他方で,中国経済が,労働力の余剰を利用した高成長の時代を終えたこと,また,世界市場への輸出拡大と国営企業による高投資による成長を,国内消費に向けた成長に転換する時代を迎えて,市場による資源配分や安定化を重視し,金融や技術革新,起業の促進に重点を置くようになれば,それは安全保障や国際関係にも影響するはずです.
つまり,私が問いたいのは,こういうことです.・・・中国は,国際秩序の調整・構築に関して,また,成長モデルの転換において,先進諸国の歴史から学ぶ「後発性の利益」を発揮するのだろうか? と.
日本が,1980年代に国際政策協調と自由化・国際化の課題に直面し,円高やバブルを経て,急速に成長モデルを見失ったときの経験から,中国は何を学ぶのでしょうか?
アメリカが,中東地域の石油資源に関わって繰り返し軍事介入し,独裁政権との関係を各地の安定化に利用したこと.あるいは,アフガニスタン侵攻やイラク戦争で失敗したことから,中国は何を学ぶのでしょうか?
ヨーロッパが行ったアフリカやラテンアメリカへの植民地化,帝国主義的支配,人種差別主義,分断化と隔離政策,植民地体制の離脱過程,現在に及ぶ無秩序の再現と,中国の資源採取や海外投資,現地政府・社会との関係とは,何が違うのでしょうか?
あるいは,ヨーロッパ半島における東西分割と米ソの冷戦.核軍拡競争,そして冷戦終結から移行経済改革,ユーロの誕生,EU拡大の歴史.それらへの現在の政治的反発に関して,中国は何を学ぶのでしょうか?
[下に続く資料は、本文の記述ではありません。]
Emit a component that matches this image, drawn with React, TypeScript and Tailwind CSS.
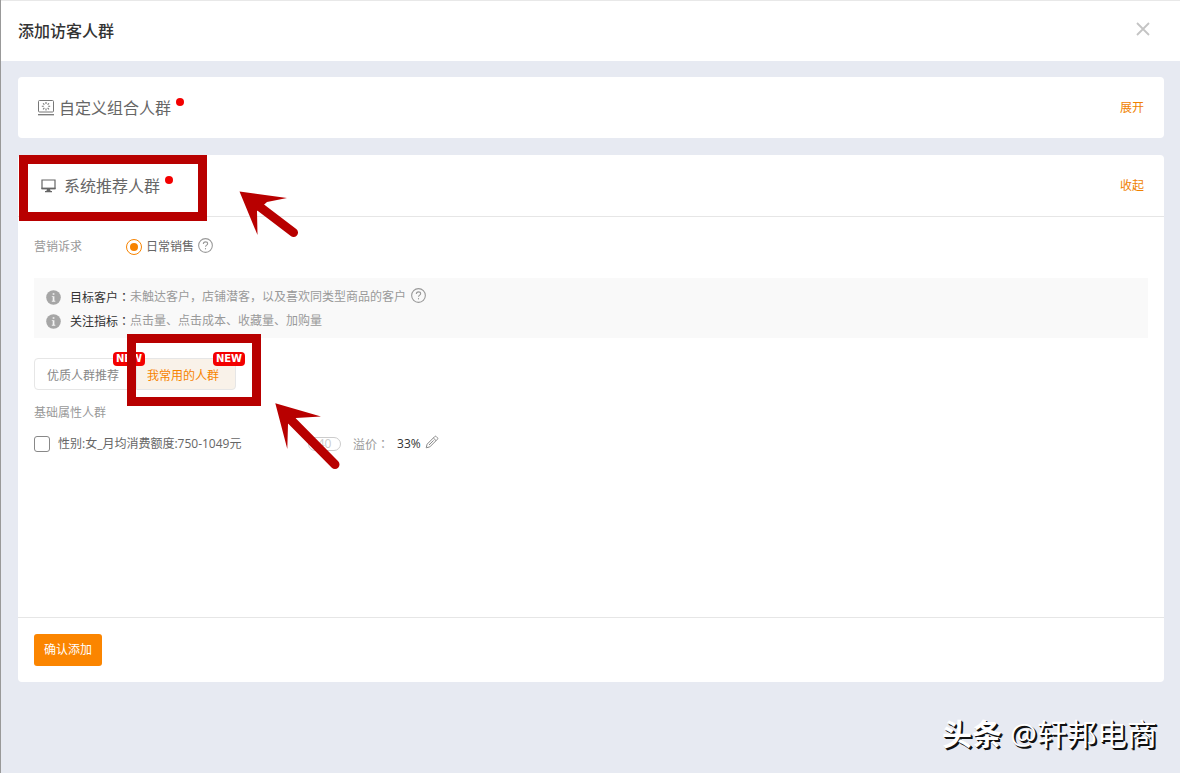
import { ReactNode } from "react";
import { clsx } from "clsx";

const tips = [
  {
    label: "目标客户：",
    text: "未触达客户，店铺潜客，以及喜欢同类型商品的客户",
    help: true,
  },
  { label: "关注指标：", text: "点击量、点击成本、收藏量、加购量", help: false },
];

const tabs = [
  { name: "优质人群推荐", active: false },
  { name: "我常用的人群", active: true },
];

// the full-width colon sits in the middle of its cell
const Label = ({ children }: { children: string }) => (
  <>
    {children.replace("：", "")}
    <span lang="zh-TW" className="font-['Noto_Sans_CJK_TC',sans-serif]">
      ：
    </span>
  </>
);

const HelpIcon = () => (
  <svg width="15" height="15" viewBox="0 0 14 14" fill="none" stroke="#999">
    <circle cx="7" cy="7" r="6.4" />
    <path d="M5 5.6C5 4.3 5.8 3.6 7 3.6s2 .7 2 1.7c0 1.3-2 1.4-2 2.9" />
    <path d="M7 9.4v1.2" />
  </svg>
);

const InfoIcon = () => (
  <svg width="15" height="15" viewBox="0 0 15 15">
    <circle cx="7.5" cy="7.5" r="7.3" fill="#a6a6a6" />
    <path d="M6.7 3.2h1.7v1.5H6.7zM5.8 6.2h2.6v4.6h.9v.9H5.8v-.9h.9V7.1h-.9z" fill="#f3f3f3" />
  </svg>
);

const CustomIcon = () => (
  <svg width="18" height="18" viewBox="0 0 18 18" fill="none" stroke="#777">
    <rect x="1.5" y="1.5" width="15" height="11.5" rx="1" />
    <path d="M1 15.7h16" strokeWidth="1.3" />
    <path
      d="M9 3v2M9 9.5v2M4.8 7.3h2M11.2 7.3h2M6 4.3l1.4 1.4M10.6 8.9l1.4 1.4M12 4.3l-1.4 1.4M7.4 8.9L6 10.3"
      strokeWidth="1.1"
    />
  </svg>
);

const MonitorIcon = () => (
  <svg width="15" height="14" viewBox="0 0 15 14" fill="none" stroke="#666">
    <path d="M1 1h13v8.5H1z" strokeWidth="1.2" />
    <path d="M.5 9.5h14" strokeWidth="1.8" />
    <path d="M6 10h3l.6 2h1.4v1.2H4V12h1.4z" fill="#666" stroke="none" />
  </svg>
);

const PencilIcon = () => (
  <svg width="14" height="14" viewBox="0 0 14 14" fill="none" stroke="#888">
    <path d="M1.2 12.8l.9-3.6 7.6-7.6c.5-.5 1.1-.5 1.6 0l1.1 1.1c.5.5.5 1.1 0 1.6l-7.6 7.6z" />
    <path d="M8.4 3l2.6 2.6M4 10l4.6-4.6" />
  </svg>
);

const Dot = () => <span className="mb-3 size-2 rounded-full bg-[#f30000]" />;

const Outline = ({ className }: { className: string }) => (
  <div
    className={clsx(
      "pointer-events-none absolute z-20 border-[9px] border-[#b80000]",
      className
    )}
  />
);

const CardTitle = ({ icon, title }: { icon: ReactNode; title: string }) => (
  <h2 className="flex items-center text-base text-[#666]">
    {icon}
    <span className="mr-[5px]">{title}</span>
    <Dot />
  </h2>
);

const App = () => {
  return (
    <div className="flex min-h-screen flex-col border-l border-[#999] bg-[#e7eaf2] font-['Open_Sans','Noto_Sans_CJK_SC',sans-serif] text-xs text-[#666]">
      <header className="flex h-[61px] items-center justify-between border-t border-[#e8e8e8] bg-white pr-[30px] pl-[17px]">
        <h1 className="text-base font-medium text-[#333]">添加访客人群</h1>
        <button type="button" aria-label="关闭" className="mb-1">
          <svg width="14" height="14" viewBox="0 0 14 14" stroke="#c4c4c4" strokeWidth="1.8">
            <path d="M1 1l12 12M13 1L1 13" />
          </svg>
        </button>
      </header>

      <main className="flex flex-col gap-[17px] pt-4 pr-4 pl-[17px]">
        <section className="flex h-[61px] items-center justify-between rounded bg-white pr-5 pl-[19px]">
          <CardTitle
            icon={
              <span className="mr-1">
                <CustomIcon />
              </span>
            }
            title="自定义组合人群"
          />
          <button type="button" className="text-[#f08200]">
            展开
          </button>
        </section>

        <section className="relative rounded bg-white">
          <div className="flex h-[62px] items-center justify-between border-b border-[#e6e6e6] pr-5 pl-[23px]">
            <CardTitle
              icon={
                <span className="mr-2">
                  <MonitorIcon />
                </span>
              }
              title="系统推荐人群"
            />
            <button type="button" className="text-[#f08200]">
              收起
            </button>
          </div>

          <div className="flex min-h-[400px] flex-col px-4 pt-5">
            <div className="flex h-5 items-center">
              <span className="w-[92px] text-[#999]">营销诉求</span>
              <label className="flex items-center gap-1">
                <input
                  type="radio"
                  name="goal"
                  defaultChecked
                  className="size-4 appearance-none rounded-full border border-[#f78300] bg-[#f78300] bg-clip-content p-[3px]"
                />
                日常销售
              </label>
              <button type="button" aria-label="帮助" className="mb-1 ml-1">
                <HelpIcon />
              </button>
            </div>

            <div className="mt-[21px] flex h-[60px] flex-col justify-center bg-[#f9f9f9] px-3 pt-0.5">
              {tips.map((tip) => (
                <p key={tip.label} className="flex h-6 items-center">
                  <InfoIcon />
                  <span className="ml-[9px] text-[#333]">
                    <Label>{tip.label}</Label>
                  </span>
                  <span className="text-[#999]">{tip.text}</span>
                  {tip.help && (
                    <button type="button" aria-label="帮助" className="mb-1 ml-[5px]">
                      <HelpIcon />
                    </button>
                  )}
                </p>
              ))}
            </div>

            <div className="mt-5 flex">
              {tabs.map((tab) => (
                <button
                  key={tab.name}
                  type="button"
                  className={clsx(
                    "relative h-8 border border-[#e6e6e6] pt-1 text-left",
                    tab.active
                      ? "w-[100px] rounded-r bg-[#f9f2e9] pl-[10px] text-[#f78300]"
                      : "w-[102px] rounded-l pl-3 text-[#888]"
                  )}
                >
                  {tab.name}
                  <span className="absolute -top-[7px] -right-[10px] z-10 h-[14px] w-8 rounded-sm bg-[#f30000] text-center font-['DejaVu_Sans',sans-serif] text-[10px] leading-[14px] font-bold text-white">
                    NEW
                  </span>
                </button>
              ))}
            </div>

            <h3 className="mt-[13px] h-5 leading-5 text-[#999]">基础属性人群</h3>

            <div className="mt-[11px] flex h-5 items-center">
              <label className="flex w-[274px] items-center gap-2">
                <input
                  type="checkbox"
                  className="size-4 appearance-none rounded-[3px] border border-[#888] bg-white"
                />
                性别:女_月均消费额度:750-1049元
              </label>
              <button
                type="button"
                className="h-[14px] w-[33px] rounded-full border border-[#ccc] text-center leading-3 text-[#ccc]"
              >
                40
              </button>
              <span className="ml-3 text-[#999]">
                <Label>溢价：</Label>
              </span>
              <span className="ml-2 text-[#333]">33%</span>
              <button type="button" aria-label="编辑" className="mb-1 ml-1">
                <PencilIcon />
              </button>
            </div>
          </div>

          <div className="border-t border-[#e6e6e6] p-4">
            <button
              type="button"
              className="h-8 w-[68px] rounded-[3px] bg-[#fb8500] text-white"
            >
              确认添加
            </button>
          </div>

          <Outline className="top-0 left-px h-[66px] w-[188px]" />
          <Outline className="top-[179px] left-[109px] h-[72px] w-[134px]" />
          <svg
            className="pointer-events-none absolute top-[36px] left-[220px]"
            width="62"
            height="48"
            fill="#b80000"
          >
            <path d="M1.5 .5L49 7L29 11L19 20L19.5 44Z" />
            <path d="M22 16L55.5 41.5" stroke="#b80000" strokeWidth="9" strokeLinecap="round" />
          </svg>
          <svg
            className="pointer-events-none absolute top-[247px] left-[256px]"
            width="68"
            height="68"
            fill="#b80000"
          >
            <path d="M1.3 1.3L47 14.5L22 16L14 22L13.3 47Z" />
            <path d="M18 19L61 62.5" stroke="#b80000" strokeWidth="9" strokeLinecap="round" />
          </svg>
        </section>
      </main>

      <footer className="flex justify-end gap-2 pt-[29px] pr-[23px] pb-[17px] text-[30px] leading-[45px] text-white [text-shadow:1px_1px_0_#111,2px_2px_0_#111]">
        <span className="font-bold">头条</span>
        <span>@轩邦电商</span>
      </footer>
    </div>
  );
};

export default App;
日本が欧米の秩序に挑戦したとき,アジアにおける植民地の拡大,従軍慰安婦や南京大虐殺,自爆攻撃をともなう戦争計画,原子爆弾による攻撃を受けた歴史から,中国は何を学ぶのでしょうか?
アメリカが第2次世界大戦後に築いた,IMFと世界銀行,国際通貨ドルの供給と長期債券投資,インフラ整備にともなう環境破壊や汚職・腐敗,社会対立の激化,などから,中国は何を学ぶのでしょうか?
これらの点について中国が積極的に学び,新しく何を,他国や世界にとって,より望ましい形で追求するのか,その構想が説得的であればあるほど,中国の貿易や投資は歓迎され,国際秩序の転換はソフトな調整を積み重ねる,多角的な交渉や合意形成によって進むでしょう.
日本政府は,まるで古代の都市国家や19世紀の国民国家が戦争を恐れるように,「ツキディデスの罠」に苦しみます.しかし,東アジアでも,南シナ海でも,積極的な構想を示すことで,各国が参加する共通の安全保障は可能だ,と私は思います.